Monday, February 20, 2006

Government blocks New Vision, Daily Monitor websites ahead of election

A number of regular New Vision and Daily Monitor readers reported on the morning of February 20 that they could not get through to the two websites from any point in the world.

The two websites were temporarily blocked as the state intelligence engineers experimented with how they can be blocked on Election Day, Thursday February 23.

As we reported in January, plans to cut off the three mobile telephone networks of MTN, UTL, and Celtel have been finalized by the state. By 10:00 a.m. Ugandan time, the sites were back online.

Radio Katwe made the state realise that if they had to cut off the mobile phone networks, it would be useless without also blocking the public's access to the two main news websites on Uganda, New Vision and Daily Monitor.
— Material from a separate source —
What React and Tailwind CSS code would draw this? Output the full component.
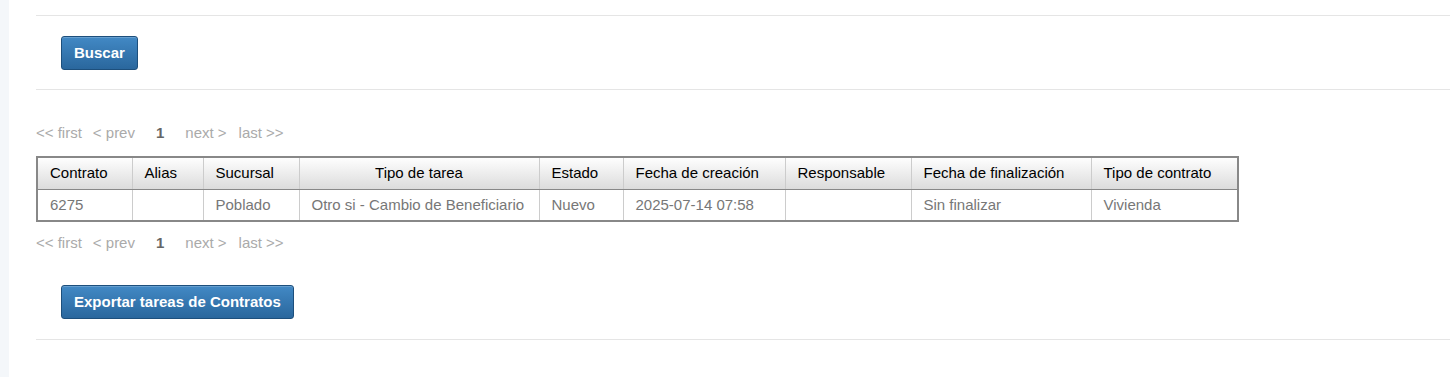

Once in a while, one of the websites gets a technical problem. It is not common for both of them at exactly the same time to develop such problems and this suggests that the state was experimenting with blocking the two sites three days before the election.

The idea came from the state's blocking of Radio Katwe inside Uganda.

The timing was a clue to this. The two websites were blocked in the early morning hours of February 20 East African Time, just before most office-bound people arrived at work.

It is possible that the government will shut down the whole Internet system in Uganda, leaving millions of Ugandans in a total news and information blackout.